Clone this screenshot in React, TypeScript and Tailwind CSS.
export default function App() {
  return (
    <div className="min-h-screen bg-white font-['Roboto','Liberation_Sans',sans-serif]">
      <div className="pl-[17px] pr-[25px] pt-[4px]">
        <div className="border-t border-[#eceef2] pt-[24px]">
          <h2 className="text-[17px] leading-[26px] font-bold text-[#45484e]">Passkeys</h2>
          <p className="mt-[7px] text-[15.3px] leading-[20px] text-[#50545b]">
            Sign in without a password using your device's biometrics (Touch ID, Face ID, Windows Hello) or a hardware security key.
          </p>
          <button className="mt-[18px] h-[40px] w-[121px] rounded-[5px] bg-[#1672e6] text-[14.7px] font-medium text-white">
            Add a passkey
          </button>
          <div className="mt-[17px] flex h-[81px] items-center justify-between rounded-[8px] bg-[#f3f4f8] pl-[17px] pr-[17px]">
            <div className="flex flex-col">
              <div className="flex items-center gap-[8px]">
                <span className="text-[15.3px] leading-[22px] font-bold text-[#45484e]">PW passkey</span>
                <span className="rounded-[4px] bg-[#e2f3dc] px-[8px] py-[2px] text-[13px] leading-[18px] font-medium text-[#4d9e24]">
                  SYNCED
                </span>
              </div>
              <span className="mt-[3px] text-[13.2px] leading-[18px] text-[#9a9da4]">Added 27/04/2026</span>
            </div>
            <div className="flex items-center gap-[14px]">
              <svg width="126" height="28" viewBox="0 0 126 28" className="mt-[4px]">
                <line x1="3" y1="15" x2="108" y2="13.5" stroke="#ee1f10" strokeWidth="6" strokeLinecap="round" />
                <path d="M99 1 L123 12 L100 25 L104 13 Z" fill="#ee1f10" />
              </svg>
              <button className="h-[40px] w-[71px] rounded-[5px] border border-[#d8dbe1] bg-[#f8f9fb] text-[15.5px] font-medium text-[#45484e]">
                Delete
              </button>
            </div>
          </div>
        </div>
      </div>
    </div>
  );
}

- **Directive**
Repeat the listing in full, keeping every line exactly as it is.

- **Correct result**
Clone this screenshot in React, TypeScript and Tailwind CSS.
export default function App() {
  return (
    <div className="min-h-screen bg-white font-['Roboto','Liberation_Sans',sans-serif]">
      <div className="pl-[17px] pr-[25px] pt-[4px]">
        <div className="border-t border-[#eceef2] pt-[24px]">
          <h2 className="text-[17px] leading-[26px] font-bold text-[#45484e]">Passkeys</h2>
          <p className="mt-[7px] text-[15.3px] leading-[20px] text-[#50545b]">
            Sign in without a password using your device's biometrics (Touch ID, Face ID, Windows Hello) or a hardware security key.
          </p>
          <button className="mt-[18px] h-[40px] w-[121px] rounded-[5px] bg-[#1672e6] text-[14.7px] font-medium text-white">
            Add a passkey
          </button>
          <div className="mt-[17px] flex h-[81px] items-center justify-between rounded-[8px] bg-[#f3f4f8] pl-[17px] pr-[17px]">
            <div className="flex flex-col">
              <div className="flex items-center gap-[8px]">
                <span className="text-[15.3px] leading-[22px] font-bold text-[#45484e]">PW passkey</span>
                <span className="rounded-[4px] bg-[#e2f3dc] px-[8px] py-[2px] text-[13px] leading-[18px] font-medium text-[#4d9e24]">
                  SYNCED
                </span>
              </div>
              <span className="mt-[3px] text-[13.2px] leading-[18px] text-[#9a9da4]">Added 27/04/2026</span>
            </div>
            <div className="flex items-center gap-[14px]">
              <svg width="126" height="28" viewBox="0 0 126 28" className="mt-[4px]">
                <line x1="3" y1="15" x2="108" y2="13.5" stroke="#ee1f10" strokeWidth="6" strokeLinecap="round" />
                <path d="M99 1 L123 12 L100 25 L104 13 Z" fill="#ee1f10" />
              </svg>
              <button className="h-[40px] w-[71px] rounded-[5px] border border-[#d8dbe1] bg-[#f8f9fb] text-[15.5px] font-medium text-[#45484e]">
                Delete
              </button>
            </div>
          </div>
        </div>
      </div>
    </div>
  );
}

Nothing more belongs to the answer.